- Dataset
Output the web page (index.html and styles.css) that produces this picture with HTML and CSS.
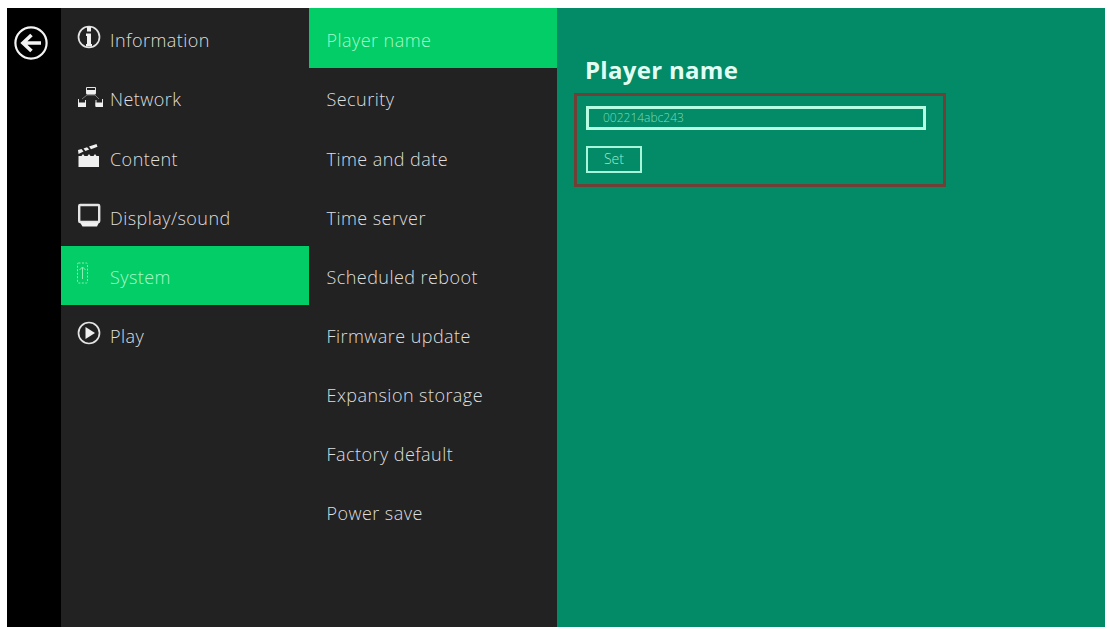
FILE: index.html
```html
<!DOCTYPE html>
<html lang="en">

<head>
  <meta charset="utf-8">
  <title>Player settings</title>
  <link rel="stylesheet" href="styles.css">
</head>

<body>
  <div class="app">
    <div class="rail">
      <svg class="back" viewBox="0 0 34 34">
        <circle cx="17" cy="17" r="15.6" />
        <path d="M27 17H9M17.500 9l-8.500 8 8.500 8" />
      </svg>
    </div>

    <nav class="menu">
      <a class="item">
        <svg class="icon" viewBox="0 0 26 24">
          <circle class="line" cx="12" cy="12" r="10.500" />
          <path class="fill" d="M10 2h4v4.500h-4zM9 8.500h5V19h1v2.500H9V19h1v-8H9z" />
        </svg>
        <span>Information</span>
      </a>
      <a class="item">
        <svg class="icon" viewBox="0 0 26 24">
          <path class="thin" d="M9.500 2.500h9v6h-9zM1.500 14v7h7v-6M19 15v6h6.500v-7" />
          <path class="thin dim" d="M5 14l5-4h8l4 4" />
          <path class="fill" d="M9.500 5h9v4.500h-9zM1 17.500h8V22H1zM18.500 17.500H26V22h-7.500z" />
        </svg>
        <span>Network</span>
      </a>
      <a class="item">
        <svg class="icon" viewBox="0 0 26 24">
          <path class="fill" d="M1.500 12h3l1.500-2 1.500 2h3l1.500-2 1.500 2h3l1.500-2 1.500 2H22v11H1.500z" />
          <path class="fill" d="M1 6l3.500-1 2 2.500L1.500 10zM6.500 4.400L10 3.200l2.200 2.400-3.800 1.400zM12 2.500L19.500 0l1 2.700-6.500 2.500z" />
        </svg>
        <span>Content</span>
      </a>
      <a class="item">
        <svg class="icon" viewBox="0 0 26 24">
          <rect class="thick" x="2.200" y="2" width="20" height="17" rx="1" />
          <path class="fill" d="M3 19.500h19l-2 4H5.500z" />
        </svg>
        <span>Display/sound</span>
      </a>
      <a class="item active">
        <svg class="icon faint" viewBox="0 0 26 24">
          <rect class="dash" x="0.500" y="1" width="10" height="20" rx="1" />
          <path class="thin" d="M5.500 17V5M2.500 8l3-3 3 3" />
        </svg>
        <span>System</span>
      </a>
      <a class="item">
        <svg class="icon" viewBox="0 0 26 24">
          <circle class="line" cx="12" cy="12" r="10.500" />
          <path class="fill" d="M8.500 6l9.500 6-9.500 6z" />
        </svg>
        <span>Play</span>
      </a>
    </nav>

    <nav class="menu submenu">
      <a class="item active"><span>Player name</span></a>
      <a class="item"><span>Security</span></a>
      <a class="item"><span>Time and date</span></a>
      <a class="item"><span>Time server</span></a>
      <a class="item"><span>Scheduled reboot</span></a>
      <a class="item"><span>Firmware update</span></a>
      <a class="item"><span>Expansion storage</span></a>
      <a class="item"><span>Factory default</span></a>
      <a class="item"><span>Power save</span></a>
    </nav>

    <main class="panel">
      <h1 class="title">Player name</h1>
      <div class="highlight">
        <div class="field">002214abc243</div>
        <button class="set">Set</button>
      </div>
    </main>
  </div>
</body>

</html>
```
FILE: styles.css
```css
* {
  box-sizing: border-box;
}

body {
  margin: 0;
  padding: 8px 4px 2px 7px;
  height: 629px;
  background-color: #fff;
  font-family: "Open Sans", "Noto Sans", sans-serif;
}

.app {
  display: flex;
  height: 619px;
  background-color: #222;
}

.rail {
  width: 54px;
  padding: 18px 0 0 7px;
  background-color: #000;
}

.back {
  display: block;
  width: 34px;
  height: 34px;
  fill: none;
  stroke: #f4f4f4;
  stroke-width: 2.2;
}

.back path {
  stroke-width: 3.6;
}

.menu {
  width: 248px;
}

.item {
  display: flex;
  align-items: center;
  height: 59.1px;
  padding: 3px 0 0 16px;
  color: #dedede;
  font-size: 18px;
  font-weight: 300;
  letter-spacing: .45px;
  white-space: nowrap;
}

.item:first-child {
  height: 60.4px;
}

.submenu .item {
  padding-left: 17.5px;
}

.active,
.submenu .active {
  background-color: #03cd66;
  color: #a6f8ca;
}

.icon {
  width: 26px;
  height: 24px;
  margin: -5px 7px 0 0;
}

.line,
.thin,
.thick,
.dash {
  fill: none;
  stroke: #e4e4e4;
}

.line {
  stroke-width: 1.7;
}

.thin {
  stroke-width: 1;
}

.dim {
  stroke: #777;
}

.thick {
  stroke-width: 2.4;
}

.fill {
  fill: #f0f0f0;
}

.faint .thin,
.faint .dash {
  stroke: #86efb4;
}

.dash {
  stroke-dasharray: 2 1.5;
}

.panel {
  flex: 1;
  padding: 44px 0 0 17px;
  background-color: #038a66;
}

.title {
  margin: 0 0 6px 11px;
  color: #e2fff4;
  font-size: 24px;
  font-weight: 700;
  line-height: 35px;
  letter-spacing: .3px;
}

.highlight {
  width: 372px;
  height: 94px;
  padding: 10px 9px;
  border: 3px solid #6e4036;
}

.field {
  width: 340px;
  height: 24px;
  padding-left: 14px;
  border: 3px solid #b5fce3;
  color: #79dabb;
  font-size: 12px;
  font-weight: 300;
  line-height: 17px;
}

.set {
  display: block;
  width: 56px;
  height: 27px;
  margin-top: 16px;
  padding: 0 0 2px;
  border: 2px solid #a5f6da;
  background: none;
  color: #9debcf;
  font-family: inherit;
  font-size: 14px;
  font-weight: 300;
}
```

...

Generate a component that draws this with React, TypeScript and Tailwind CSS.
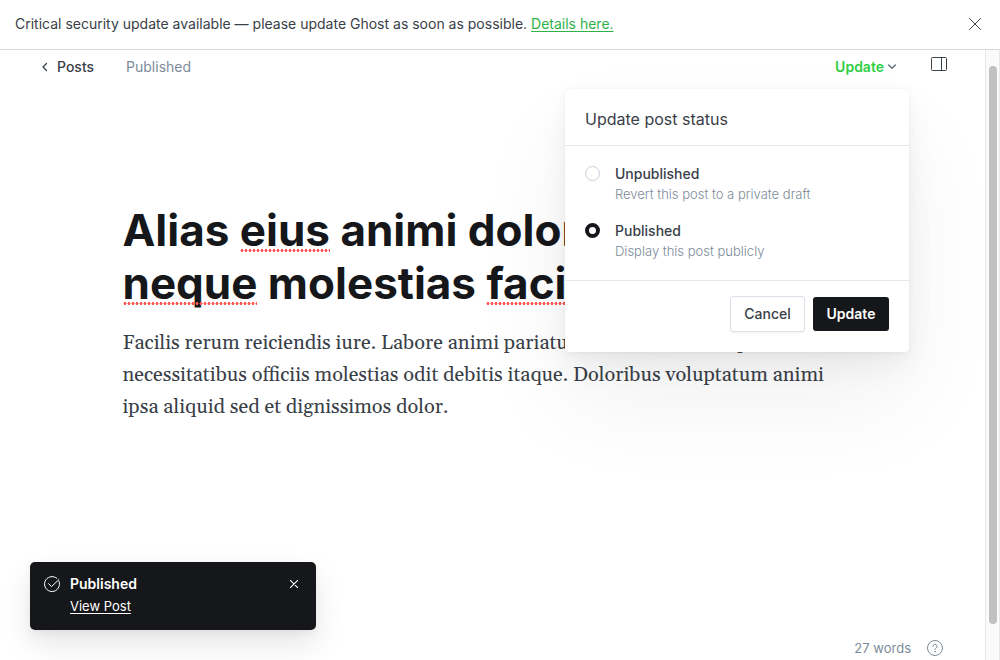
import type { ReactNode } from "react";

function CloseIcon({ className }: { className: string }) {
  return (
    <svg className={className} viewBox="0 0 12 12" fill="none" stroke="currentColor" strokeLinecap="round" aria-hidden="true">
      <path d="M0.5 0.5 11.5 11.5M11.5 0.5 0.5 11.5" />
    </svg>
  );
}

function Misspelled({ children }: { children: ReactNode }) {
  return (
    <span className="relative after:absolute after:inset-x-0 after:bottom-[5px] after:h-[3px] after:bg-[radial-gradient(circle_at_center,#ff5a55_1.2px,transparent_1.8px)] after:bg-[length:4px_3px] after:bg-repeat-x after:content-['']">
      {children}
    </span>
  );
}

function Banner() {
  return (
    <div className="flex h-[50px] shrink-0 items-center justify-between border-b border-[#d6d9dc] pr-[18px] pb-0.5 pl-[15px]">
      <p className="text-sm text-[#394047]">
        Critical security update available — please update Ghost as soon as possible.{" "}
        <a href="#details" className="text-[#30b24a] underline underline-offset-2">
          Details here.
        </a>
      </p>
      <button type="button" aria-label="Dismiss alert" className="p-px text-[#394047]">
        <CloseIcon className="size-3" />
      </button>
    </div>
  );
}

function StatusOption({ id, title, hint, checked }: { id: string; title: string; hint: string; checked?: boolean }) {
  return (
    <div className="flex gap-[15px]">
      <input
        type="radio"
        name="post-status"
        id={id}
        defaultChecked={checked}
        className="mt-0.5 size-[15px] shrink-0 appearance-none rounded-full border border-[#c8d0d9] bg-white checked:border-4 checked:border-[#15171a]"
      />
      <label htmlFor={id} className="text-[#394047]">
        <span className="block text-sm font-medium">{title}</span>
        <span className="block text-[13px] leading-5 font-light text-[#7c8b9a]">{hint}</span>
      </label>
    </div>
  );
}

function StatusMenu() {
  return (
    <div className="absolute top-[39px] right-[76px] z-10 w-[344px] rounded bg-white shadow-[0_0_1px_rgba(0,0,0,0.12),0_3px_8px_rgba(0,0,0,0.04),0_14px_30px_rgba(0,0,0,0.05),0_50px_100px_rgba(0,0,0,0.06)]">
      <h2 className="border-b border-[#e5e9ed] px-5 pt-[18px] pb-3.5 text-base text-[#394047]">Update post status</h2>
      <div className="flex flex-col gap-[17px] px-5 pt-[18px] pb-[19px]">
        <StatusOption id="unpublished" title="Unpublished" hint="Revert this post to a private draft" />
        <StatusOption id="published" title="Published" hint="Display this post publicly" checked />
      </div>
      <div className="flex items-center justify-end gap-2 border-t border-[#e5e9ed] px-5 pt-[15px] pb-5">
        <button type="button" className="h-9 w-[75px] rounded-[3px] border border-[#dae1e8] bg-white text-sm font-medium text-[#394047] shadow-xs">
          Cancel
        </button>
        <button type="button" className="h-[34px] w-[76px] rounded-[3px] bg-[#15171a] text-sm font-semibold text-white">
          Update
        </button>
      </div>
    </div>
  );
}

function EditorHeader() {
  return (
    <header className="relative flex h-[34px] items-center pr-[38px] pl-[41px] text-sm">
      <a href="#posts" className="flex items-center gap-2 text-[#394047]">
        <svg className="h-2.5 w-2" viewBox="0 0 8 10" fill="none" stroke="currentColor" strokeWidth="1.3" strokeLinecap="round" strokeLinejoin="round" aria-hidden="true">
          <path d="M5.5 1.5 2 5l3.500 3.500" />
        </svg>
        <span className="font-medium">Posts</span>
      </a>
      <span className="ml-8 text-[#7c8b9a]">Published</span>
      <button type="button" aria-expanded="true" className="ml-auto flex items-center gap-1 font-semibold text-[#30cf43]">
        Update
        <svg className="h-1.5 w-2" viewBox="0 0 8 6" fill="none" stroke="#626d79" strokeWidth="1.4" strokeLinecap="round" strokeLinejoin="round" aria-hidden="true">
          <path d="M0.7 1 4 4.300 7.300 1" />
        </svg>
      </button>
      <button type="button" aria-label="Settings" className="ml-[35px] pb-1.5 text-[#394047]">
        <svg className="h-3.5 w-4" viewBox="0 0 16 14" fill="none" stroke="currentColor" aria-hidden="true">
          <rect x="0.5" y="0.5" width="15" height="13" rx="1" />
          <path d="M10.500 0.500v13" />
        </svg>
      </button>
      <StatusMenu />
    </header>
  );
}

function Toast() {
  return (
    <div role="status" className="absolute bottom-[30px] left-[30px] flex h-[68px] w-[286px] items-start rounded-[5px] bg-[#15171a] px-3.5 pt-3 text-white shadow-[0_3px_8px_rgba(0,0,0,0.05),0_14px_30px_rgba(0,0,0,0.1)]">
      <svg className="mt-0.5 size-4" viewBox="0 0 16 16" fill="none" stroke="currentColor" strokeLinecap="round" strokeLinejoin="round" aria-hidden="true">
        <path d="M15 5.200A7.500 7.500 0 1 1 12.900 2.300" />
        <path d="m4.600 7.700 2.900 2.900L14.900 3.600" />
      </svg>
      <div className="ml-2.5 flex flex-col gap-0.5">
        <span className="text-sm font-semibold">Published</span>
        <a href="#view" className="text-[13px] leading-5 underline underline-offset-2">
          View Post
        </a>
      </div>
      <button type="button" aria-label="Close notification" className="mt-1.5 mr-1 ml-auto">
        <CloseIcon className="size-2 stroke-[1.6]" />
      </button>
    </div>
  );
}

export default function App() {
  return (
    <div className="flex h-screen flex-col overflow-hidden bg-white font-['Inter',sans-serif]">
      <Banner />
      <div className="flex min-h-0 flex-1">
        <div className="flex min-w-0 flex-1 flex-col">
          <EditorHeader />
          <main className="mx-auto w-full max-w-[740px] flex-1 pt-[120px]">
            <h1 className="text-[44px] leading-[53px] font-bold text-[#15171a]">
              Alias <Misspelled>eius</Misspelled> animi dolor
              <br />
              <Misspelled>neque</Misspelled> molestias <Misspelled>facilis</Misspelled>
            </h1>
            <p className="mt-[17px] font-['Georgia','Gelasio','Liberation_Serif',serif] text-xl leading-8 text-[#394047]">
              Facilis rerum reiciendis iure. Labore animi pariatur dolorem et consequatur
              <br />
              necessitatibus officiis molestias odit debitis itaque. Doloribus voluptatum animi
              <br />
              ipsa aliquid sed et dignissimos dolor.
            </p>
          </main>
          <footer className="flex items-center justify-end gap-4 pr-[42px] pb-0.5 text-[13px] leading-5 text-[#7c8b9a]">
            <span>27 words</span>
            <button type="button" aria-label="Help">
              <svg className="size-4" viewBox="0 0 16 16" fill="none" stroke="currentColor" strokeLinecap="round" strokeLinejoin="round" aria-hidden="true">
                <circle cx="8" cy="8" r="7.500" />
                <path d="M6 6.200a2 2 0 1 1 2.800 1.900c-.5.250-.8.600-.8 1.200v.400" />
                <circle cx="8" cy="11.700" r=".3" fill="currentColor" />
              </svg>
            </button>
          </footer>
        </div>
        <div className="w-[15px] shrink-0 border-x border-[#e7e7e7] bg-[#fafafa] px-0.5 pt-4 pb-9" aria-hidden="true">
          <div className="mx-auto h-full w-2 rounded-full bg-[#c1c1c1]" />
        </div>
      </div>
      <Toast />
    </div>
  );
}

==

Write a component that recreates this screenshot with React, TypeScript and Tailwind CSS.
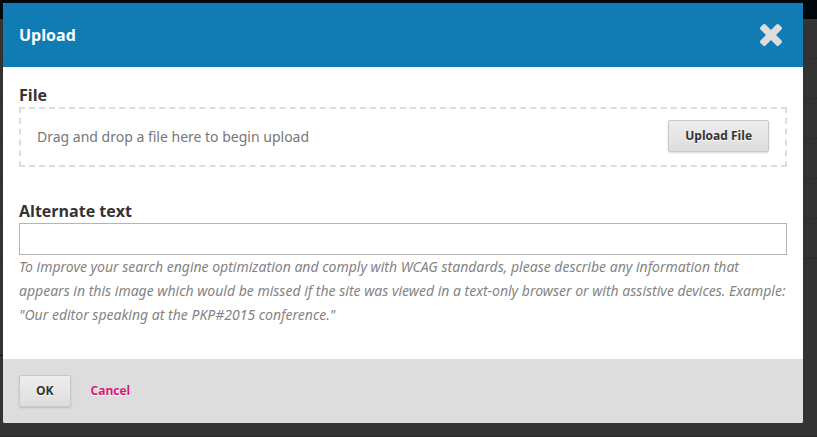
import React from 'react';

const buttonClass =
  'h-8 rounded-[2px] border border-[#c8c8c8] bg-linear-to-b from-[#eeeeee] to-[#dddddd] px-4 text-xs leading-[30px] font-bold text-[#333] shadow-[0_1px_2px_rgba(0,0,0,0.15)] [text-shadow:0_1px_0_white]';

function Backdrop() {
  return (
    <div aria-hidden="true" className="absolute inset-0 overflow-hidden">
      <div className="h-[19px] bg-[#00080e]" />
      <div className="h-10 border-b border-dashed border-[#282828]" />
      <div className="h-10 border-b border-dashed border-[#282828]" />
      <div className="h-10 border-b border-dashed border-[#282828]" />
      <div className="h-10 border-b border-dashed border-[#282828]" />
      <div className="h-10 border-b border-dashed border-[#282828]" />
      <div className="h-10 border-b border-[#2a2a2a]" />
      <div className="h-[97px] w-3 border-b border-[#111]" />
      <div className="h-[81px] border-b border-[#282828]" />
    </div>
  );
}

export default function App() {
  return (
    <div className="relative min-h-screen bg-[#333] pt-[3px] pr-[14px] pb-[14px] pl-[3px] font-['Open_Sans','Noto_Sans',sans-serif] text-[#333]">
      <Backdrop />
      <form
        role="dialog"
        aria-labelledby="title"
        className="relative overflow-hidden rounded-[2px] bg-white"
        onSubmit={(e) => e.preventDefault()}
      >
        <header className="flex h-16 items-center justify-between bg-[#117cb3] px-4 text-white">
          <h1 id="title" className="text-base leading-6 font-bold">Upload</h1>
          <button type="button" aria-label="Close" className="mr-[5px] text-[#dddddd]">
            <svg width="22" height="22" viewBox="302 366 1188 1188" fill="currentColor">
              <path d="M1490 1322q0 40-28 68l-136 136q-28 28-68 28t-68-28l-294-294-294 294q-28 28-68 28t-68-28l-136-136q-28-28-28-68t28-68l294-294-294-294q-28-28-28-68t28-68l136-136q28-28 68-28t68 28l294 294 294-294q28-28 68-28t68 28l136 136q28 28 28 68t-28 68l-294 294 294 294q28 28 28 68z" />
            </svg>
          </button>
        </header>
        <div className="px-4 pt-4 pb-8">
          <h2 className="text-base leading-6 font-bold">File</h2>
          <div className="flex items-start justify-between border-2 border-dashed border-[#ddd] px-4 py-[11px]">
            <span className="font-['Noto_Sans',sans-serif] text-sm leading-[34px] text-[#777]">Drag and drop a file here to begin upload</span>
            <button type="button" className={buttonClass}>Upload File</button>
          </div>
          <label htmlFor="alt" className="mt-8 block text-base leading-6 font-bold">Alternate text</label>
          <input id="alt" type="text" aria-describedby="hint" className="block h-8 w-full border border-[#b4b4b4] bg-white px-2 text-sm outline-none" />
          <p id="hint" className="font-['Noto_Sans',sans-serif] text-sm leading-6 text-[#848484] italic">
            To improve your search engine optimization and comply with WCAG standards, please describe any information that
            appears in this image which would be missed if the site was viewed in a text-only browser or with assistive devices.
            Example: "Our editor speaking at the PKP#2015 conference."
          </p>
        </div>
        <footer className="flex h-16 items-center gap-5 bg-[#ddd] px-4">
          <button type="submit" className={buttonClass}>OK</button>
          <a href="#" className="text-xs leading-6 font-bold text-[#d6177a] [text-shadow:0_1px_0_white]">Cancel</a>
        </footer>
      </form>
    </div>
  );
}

- Exercise
Tally up the lines holding the word "index" in the data above, and answer with that figure only.

- Solution to this task
2